Occupying the space of the former Pollen, Marguerite relaunched in end-2021 with a striking new look and concept.

Set in the lush Flower Dome, the space takes inspiration from its nature setting: a massive pair of hand-carved, rough-hewn boulders serve as counters, set off with a sleek juxtaposition of white marble and dark wood.

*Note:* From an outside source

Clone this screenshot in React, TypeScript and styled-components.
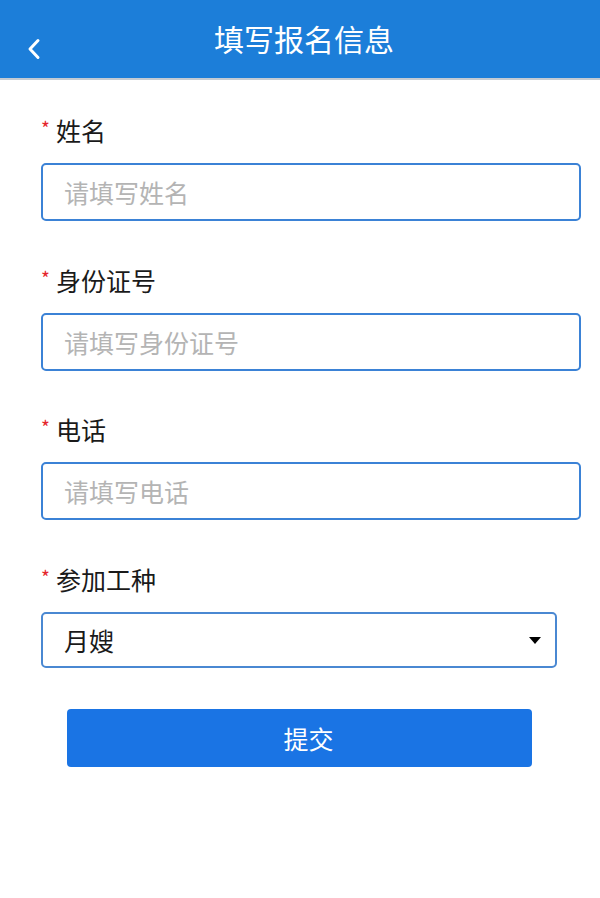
import React, { useState } from 'react';
import styled, { createGlobalStyle } from 'styled-components';

const GlobalStyle = createGlobalStyle`
  html, body {
    margin: 0;
    padding: 0;
    background: #fff;
    font-family: "Noto Sans CJK SC", "Noto Sans", sans-serif;
  }
  * {
    box-sizing: border-box;
  }
`;

const StyledPage = styled.div`
  width: 600px;
  min-height: 898px;
  background: #fff;
`;

const StyledHeader = styled.header`
  height: 80px;
  display: grid;
  grid-template-columns: 1fr auto 1fr;
  align-items: center;
  background-color: #1c7ed9;
  border-bottom: 2px solid #c4cbd3;
`;

const StyledBack = styled.button`
  justify-self: start;
  margin: 20px 0 0 23px;
  padding: 4px;
  border: 0;
  background: transparent;
  display: flex;
  cursor: pointer;
`;

const StyledTitle = styled.h1`
  margin: 0 0 2px 8px;
  font-size: 30px;
  font-weight: 400;
  line-height: 40px;
  color: #fff;
`;

const StyledForm = styled.form`
  padding: 35px 19px 0 41px;
  display: flex;
  flex-direction: column;
`;

const StyledField = styled.div`
  display: flex;
  flex-direction: column;
  margin-bottom: 43.5px;

  &:last-of-type {
    margin-bottom: 41px;
  }
`;

const StyledLabel = styled.label`
  display: flex;
  align-items: center;
  height: 30px;
  margin-bottom: 18px;
  font-size: 25px;
  line-height: 30px;
  color: #1a1a1a;
`;

const StyledRequired = styled.span`
  color: #e5262b;
  font-size: 19px;
  line-height: 19px;
  margin: -5px 6px 0 0;
`;

const StyledInput = styled.input`
  width: 540px;
  height: 58px;
  padding: 0 21px;
  border: 2px solid #3b82d6;
  border-radius: 5px;
  font-family: inherit;
  font-size: 25px;
  color: #1a1a1a;
  outline: none;
  background: #fff;

  &::placeholder {
    color: #b4b4b4;
  }
`;

const StyledSelectWrap = styled.div`
  position: relative;
  width: 516px;
`;

const StyledSelect = styled.select`
  width: 100%;
  height: 56px;
  padding: 0 21px;
  border: 2px solid #4a88d2;
  border-radius: 5px;
  font-family: inherit;
  font-size: 25px;
  color: #1a1a1a;
  background: #fff;
  appearance: none;
  -webkit-appearance: none;
  outline: none;
`;

const StyledCaret = styled.span`
  position: absolute;
  right: 16px;
  top: 25px;
  width: 0;
  height: 0;
  border-left: 6px solid transparent;
  border-right: 6px solid transparent;
  border-top: 7px solid #000;
  pointer-events: none;
`;

const StyledSubmit = styled.button`
  width: 465px;
  height: 58px;
  margin-left: 26px;
  padding: 0 0 0 18px;
  border: 0;
  border-radius: 4px;
  background-color: #1a74e4;
  color: #fff;
  font-family: inherit;
  font-size: 25px;
  cursor: pointer;
`;

const fields = [
  { id: 'name', label: '姓名', placeholder: '请填写姓名' },
  { id: 'idcard', label: '身份证号', placeholder: '请填写身份证号' },
  { id: 'phone', label: '电话', placeholder: '请填写电话' },
];

const App = () => {
  const [job, setJob] = useState('月嫂');

  return (
    <StyledPage>
      <GlobalStyle />
      <StyledHeader>
        <StyledBack type="button" aria-label="返回">
          <svg width="14" height="22" viewBox="0 0 14 22" fill="none">
            <path
              d="M11 2.5 L3 11 L11 19.5"
              stroke="#fff"
              strokeWidth="3"
              strokeLinecap="round"
              strokeLinejoin="round"
            />
          </svg>
        </StyledBack>
        <StyledTitle>填写报名信息</StyledTitle>
        <span />
      </StyledHeader>
      <StyledForm onSubmit={(e) => e.preventDefault()}>
        {fields.map((field) => (
          <StyledField key={field.id}>
            <StyledLabel htmlFor={field.id}>
              <StyledRequired>*</StyledRequired>
              {field.label}
            </StyledLabel>
            <StyledInput id={field.id} placeholder={field.placeholder} />
          </StyledField>
        ))}
        <StyledField>
          <StyledLabel htmlFor="job">
            <StyledRequired>*</StyledRequired>
            参加工种
          </StyledLabel>
          <StyledSelectWrap>
            <StyledSelect
              id="job"
              value={job}
              onChange={(e) => setJob(e.target.value)}
            >
              <option value="月嫂">月嫂</option>
              <option value="育婴师">育婴师</option>
              <option value="保姆">保姆</option>
            </StyledSelect>
            <StyledCaret />
          </StyledSelectWrap>
        </StyledField>
        <StyledSubmit type="submit">提交</StyledSubmit>
      </StyledForm>
    </StyledPage>
  );
};

export default App;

Fronting the dining room is a trio of kitchen islands, where the team preps and plates up courses right before your eyes.

Our Spring tasting menu for dinner ($248++) is a seven-course journey of whimsical creations, each artfully crafted to evoke a garden on our plate.

Both wine and teetotaler pairings are available, but we take the middle ground with a mixed pairing ($148++), where classic wine pairings alternate with an elegant array of housemade clarified juices and jun teas.

Right from the outset, the amuses-bouches steal the show.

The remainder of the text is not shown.